Some MIIS T&I professors have been busy lately. Professor John Balcom has two new literary translations from Chinese on the shelf and Professor Anthony Pym has recently published a revised and extended meditation on translator ethics:
Stone Cell and Trees Without Wind
About the authors
John Balcom has translated and published more than a dozen books into English from Chinese. He is Associate Professor and Chinese Program Head at the Monterey Institute, and current president of ALTA. Balcom’s recent publications include Stone Cell by Lo Fu and Trees Without Wind by Li Rui. Other publications from Balcom Taiwan’s Indigenous Writers: An Anthology of Stories, Essays, and Poems, which received the 2006 Northern California Book Award.
Lo Fu, the author of Stone Cell , is the pen name of Mo Luofu, born in China in 1928. He joined the military during the Sino-Japanese War (1937-1945) and moved to Taiwan in 1949. While stationed in southern Taiwan in 1954, he founded the Epoch Poetry Society with Zhang Mo and Ya Xian.

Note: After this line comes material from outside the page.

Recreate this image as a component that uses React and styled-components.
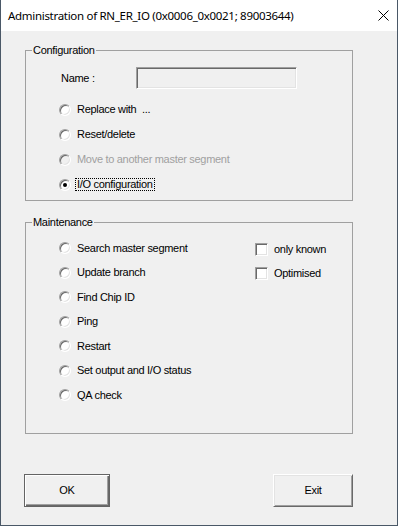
import React from 'react';
import styled, { createGlobalStyle } from 'styled-components';

const GlobalStyle = createGlobalStyle`
  html, body {
    margin: 0;
    padding: 0;
    background: #f0f0f0;
  }
`;

const Window = styled.div`
  width: 398px;
  height: 526px;
  box-sizing: border-box;
  border: 1px solid #4a5867;
  border-top: none;
  background: #f0f0f0;
  display: flex;
  flex-direction: column;
  font-family: 'Liberation Sans', Arial, sans-serif;
  font-size: 11px;
  letter-spacing: -0.3px;
  color: #000;
`;

const TitleBar = styled.div`
  height: 31px;
  flex: none;
  background: #fff;
  display: flex;
  align-items: center;
  justify-content: space-between;
  padding-left: 7px;
  font-family: 'Noto Sans', 'Liberation Sans', sans-serif;
  font-size: 11.5px;
  letter-spacing: -0.3px;
`;

const CloseBtn = styled.div`
  width: 30px;
  height: 31px;
  display: flex;
  align-items: center;
  justify-content: center;
  margin-right: -1px;
`;

const Body = styled.div`
  flex: 1;
  padding: 12px 44px 0 24px;
  display: flex;
  flex-direction: column;
`;

const Group = styled.fieldset`
  margin: ${(p) => p.$top || 0}px 0 0;
  padding: 0 0 ${(p) => p.$bottom || 0}px;
  border: 1px solid #a0a0a0;
  min-width: 0;
`;

const Legend = styled.legend`
  margin-left: 6px;
  padding: 0 1px;
  height: 14px;
  line-height: 14px;
`;

const NameRow = styled.div`
  display: flex;
  align-items: center;
  height: 22px;
  margin-top: 10px;
  padding-left: 35px;
`;

const NameLabel = styled.span`
  width: 75px;
`;

const TextBox = styled.div`
  width: 161px;
  height: 22px;
  box-sizing: border-box;
  background: #f0f0f0;
  border: 1px solid;
  border-color: #a0a0a0 #fff #fff #a0a0a0;
  box-shadow: inset 1px 1px 0 #696969, inset -1px -1px 0 #e3e3e3;
`;

const Options = styled.div`
  margin-top: ${(p) => p.$top || 0}px;
  padding-left: 33px;
  display: ${(p) => (p.$split ? 'grid' : 'block')};
  grid-template-columns: 196px 1fr;
`;

const Column = styled.div`
  margin-top: ${(p) => p.$top || 0}px;
`;

const Row = styled.div`
  display: flex;
  align-items: center;
  height: ${(p) => p.$h || 25}px;
  gap: 5px;
  color: ${(p) => (p.$disabled ? '#a0a0a0' : '#000')};
`;

const RadioDot = styled.span`
  width: 12px;
  height: 12px;
  box-sizing: border-box;
  border-radius: 50%;
  flex: none;
  background: ${(p) => (p.$disabled ? '#f0f0f0' : '#fff')};
  border: 1px solid;
  border-color: #a0a0a0 #fff #fff #a0a0a0;
  box-shadow: inset 1px 1px 0 #696969, inset -1px -1px 0 #e3e3e3;
  display: flex;
  align-items: center;
  justify-content: center;

  &::after {
    content: '';
    display: ${(p) => (p.$checked ? 'block' : 'none')};
    width: 4px;
    height: 4px;
    border-radius: 50%;
    background: #000;
  }
`;

const CheckBox = styled.span`
  width: 13px;
  height: 13px;
  box-sizing: border-box;
  flex: none;
  background: #fff;
  border: 1px solid;
  border-color: #a0a0a0 #fff #fff #a0a0a0;
  box-shadow: inset 1px 1px 0 #696969, inset -1px -1px 0 #e3e3e3;
`;

const Caption = styled.span`
  padding: 0 1px;
  line-height: 11px;
  white-space: pre;
  outline: ${(p) => (p.$focus ? '1px dotted #000' : 'none')};
`;

const ButtonRow = styled.div`
  display: flex;
  justify-content: space-between;
  margin-top: 40px;
  margin-left: -1px;
`;

const Button = styled.button`
  width: ${(p) => p.$w}px;
  height: 33px;
  box-sizing: border-box;
  background: #f0f0f0;
  font: inherit;
  letter-spacing: inherit;
  color: #000;
  padding: 0;
  border: 1px solid;
  border-color: ${(p) => (p.$default ? '#646464' : '#fff #696969 #696969 #fff')};
  box-shadow: ${(p) =>
    p.$default
      ? 'inset 1px 1px 0 #fff, inset -1px -1px 0 #696969, inset -2px -2px 0 #a0a0a0'
      : 'inset 1px 1px 0 #e3e3e3, inset -1px -1px 0 #a0a0a0'};
`;

const configOptions = [
  { label: 'Replace with  ...' },
  { label: 'Reset/delete' },
  { label: 'Move to another master segment', disabled: true },
  { label: 'I/O configuration', checked: true, focus: true },
];

const maintOptions = [
  'Search master segment',
  'Update branch',
  'Find Chip ID',
  'Ping',
  'Restart',
  'Set output and I/O status',
  'QA check',
];

const Radio = ({ label, checked, disabled, focus, h }) => (
  <Row $disabled={disabled} $h={h}>
    <RadioDot $checked={checked} $disabled={disabled} />
    <Caption $focus={focus}>{label}</Caption>
  </Row>
);

export default function App() {
  return (
    <>
      <GlobalStyle />
      <Window>
        <TitleBar>
          <span>Administration of RN_ER_IO (0x0006_0x0021; 89003644)</span>
          <CloseBtn>
            <svg width="11" height="11" viewBox="0 0 11 11">
              <path d="M0.5 0.5 L10.5 10.5 M10.5 0.5 L0.5 10.5" stroke="#000" strokeWidth="1" />
            </svg>
          </CloseBtn>
        </TitleBar>
        <Body>
          <Group $bottom={3}>
            <Legend>Configuration</Legend>
            <NameRow>
              <NameLabel>Name :</NameLabel>
              <TextBox />
            </NameRow>
            <Options $top={8}>
              {configOptions.map((o) => (
                <Radio key={o.label} {...o} />
              ))}
            </Options>
          </Group>
          <Group $top={14} $bottom={25}>
            <Legend>Maintenance</Legend>
            <Options $top={7} $split>
              <Column>
                {maintOptions.map((l) => (
                  <Radio key={l} label={l} h={24.5} />
                ))}
              </Column>
              <Column $top={1}>
                <Row $h={24.5}>
                  <CheckBox />
                  <Caption>only known</Caption>
                </Row>
                <Row $h={24.5}>
                  <CheckBox />
                  <Caption>Optimised</Caption>
                </Row>
              </Column>
            </Options>
          </Group>
          <ButtonRow>
            <Button $w={86} $default>OK</Button>
            <Button $w={80}>Exit</Button>
          </ButtonRow>
        </Body>
      </Window>
    </>
  );
}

He immigrated to Vancouver in 1996, where he still lives.
Born in Beijing in 1950, the experimental writer Li Rui, the author of Trees Without Wind, came of age in the thick of the Cultural Revolution. His experiences shaped not only his perception of China’s unraveling but also his novelistic style. Combining the stylistic innovations of Modernist literature, particularly a Faulknerian play with dialogue and form, and content and language drawn from rural China, Li Rui’s writing captures the harsh reality of a world turned upside down by ideological conflict.
Stone Cell
A companion volume to Lo Fu’s book-length poem, “Driftwood”, Stone Cell compiles writing from every decade of his celebrated literary career. Lo Fu is the author of twelve volumes of poetry. He has won all the major literary awards in Taiwan, including the China Times Literary Award and the National Literary Award. Lo Fu’s previous book, Driftwood, was noted as one of the ‘poetry books of the year’ on the Poetry Foundation’s blog, “Harriet.”
Trees Without Wind
Unfolding in the tense years of the Cultural Revolution (1966–1976), Trees Without Wind takes place in a remote Shanxi village in which a rare affliction has left the residents physically stunted. Director Liu, an older revolutionary and local commune head, becomes embroiled in a power struggle with Zhang Weiguo, a young ideologue who believes he is the model of a true revolutionary. Complicating matters is a woman named Nuanyu, who, like Zhang Weiguo and Director Liu, is an outsider untouched by the village’s disease. “Wedded” to all of the male villagers, Nuanyu lives a polygamous lifestyle that is based on necessity and at odds with the puritanical idealism of the Cultural Revolution. The deformed villagers, representing the manipulated masses of China, become pawns in the Party representatives’ factional infighting. Director Liu and Zhang Weiguo’s explosive tug of war is part of a larger battle among politics, self-interest, and passion gripping a world undone by ideological extremism. A collectively-told narrative powered by distinctive subjectivities, Trees Without Wind is a milestone in the fictional treatment of this historical event.
Anthony Pym–On Translator Ethics: Principles for Mediation Between Cultures
This is about people, not texts – a translator ethics seeks to embrace the intercultural identity of the translatory subject, in its full array of possible actions. Based on seminars originally given at the Collège International de Philosophie in Paris, this translation from French has been fully revised by the author and extended to include critical commentaries on activist translation theory, non-professional translation, interventionist practices, and the impact of new translation technologies. The result takes the traditional discussion of ethics into the way mediators can actively create cooperation between cultures, while at the same time addressing very practical questions such as when one should translate or not translate, how much translators should charge, or whose side they should be on. On Translator Ethics offers a point of reference for the key debates in contemporary Translation Studies.